Il existe des escroqueries en ligne qui vont bien au-delà de la simple fraude financière.
Le pig butchering — ou Shāzhūpán en chinois — en fait partie. Cette méthode consiste à “engraisser” une victime en lui faisant miroiter amour, amitié ou réussite financière, avant de la dépouiller brutalement. Mais derrière l’écran, la réalité est encore plus sombre : ces arnaques reposent sur un système mafieux qui exploite des milliers de personnes dans des conditions proches de l’esclavage.
Des fermes de scams au cœur de l’Asie du Sud-Est
En Birmanie, au Cambodge ou au Laos, d’immenses complexes ressemblant à des centres d’appels ont été transformés en véritables usines à escroquerie.
Les escrocs y opèrent selon des scripts bien rodés : ils créent des profils séduisants sur les réseaux sociaux, instaurent une relation de confiance, puis guident leurs cibles vers de fausses plateformes de trading ou de cryptomonnaies.
Pour la victime, cela ressemble à une conversation privée. En réalité, c’est une machine organisée, méthodique, contrôlée par le crime organisé.
La zone de Dongmei : un épicentre du crime transnational
La zone de Dongmei, située entre Birmanie et Thaïlande, est aujourd’hui l’un des points névralgiques de cette industrie criminelle. On y retrouve des hommes et des femmes venus de Chine, de Taïwan, de Thaïlande, du Vietnam, des Philippines, de Malaisie, mais aussi du Pakistan, du Bangladesh, du Kenya, du Ghana ou du Maroc.
La promesse est toujours la même : un emploi stable et bien payé. Mais une fois arrivés, leurs papiers et téléphones sont confisqués. Ils sont séquestrés dans des complexes gardés par des milices locales, notamment les milices Karen. Là, ils sont contraints d’arnaquer à la chaîne, sous la menace des armes.
Ces fermes sont tenues par des triades chinoises, qui pilotent un trafic d’ampleur mondiale.
Selon les chiffres du Transnational Crime Programme, près de 305 000 personnes étaient piégées dans ces zones en 2024. Cette économie souterraine aurait généré environ 43,8 milliards de dollars.
Dans cette mécanique implacable, de nombreux travailleurs disparaissent tout simplement. Une fois qu’ils ne rapportent plus assez, qu’ils tombent malades ou qu’ils tentent de résister, ils sont parfois “écartés” par les réseaux criminels. Certaines familles n’ont jamais revu leurs proches partis pour un soi-disant emploi digital. Ces disparitions rappellent que nous sommes face à une forme d’esclavage moderne, où la vie humaine n’a aucune valeur aux yeux des exploitants.

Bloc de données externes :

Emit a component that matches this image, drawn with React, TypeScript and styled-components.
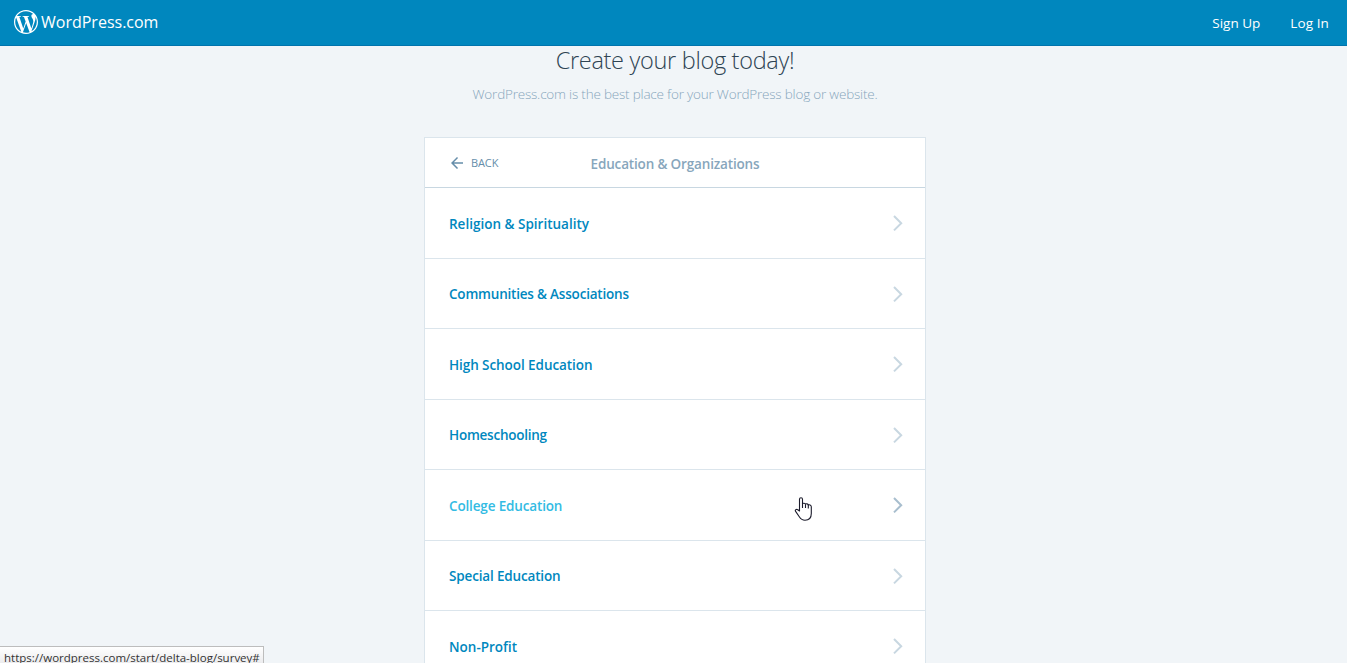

Pourquoi ces arnaques font tant de dégâts
Si ces escroqueries fonctionnent, c’est parce qu’elles touchent à des cordes sensibles :
- la solitude,
- le besoin de confiance,
- l’espoir d’une réussite financière rapide.
Les plateformes frauduleuses sont conçues pour paraître crédibles. Les premiers gains affichés semblent réels. Tout est fait pour que la victime pense avoir trouvé une chance unique.
Les signaux d’alerte
Certaines situations doivent immédiatement éveiller la vigilance :
- une personne inconnue qui vous contacte sans raison,
- une relation en ligne qui dérive vite vers des discussions financières,
- l’insistance pour investir sur un site précis,
- des gains “bloqués” au moment du retrait.
Comment se protéger et protéger ses proches
La prévention reste notre meilleure arme :
- n’investissez jamais via une plateforme que vous ne connaissez pas,
- vérifiez toujours si l’entreprise est régulée (en France : registre de l’AMF),
- gardez une distance critique avec les contacts en ligne trop insistants,
- parlez-en autour de vous, car les personnes isolées sont les premières cibles.
Mon regard d’expert du web
Depuis plus de vingt ans, j’accompagne des entreprises et des particuliers dans leur usage du web. Je le dis avec gravité : nous assistons aujourd’hui à une dérive où cybercriminalité et exploitation humaine se rejoignent.
Le pig butchering n’est pas qu’une arnaque : c’est une industrie mondialisée, qui broie à la fois les victimes financières et les travailleurs contraints d’y participer.
Alors je vous invite à rester attentifs, à vérifier chaque promesse trop belle pour être vraie et surtout à partager cette information. Parce que la vigilance numérique est devenue un enjeu collectif.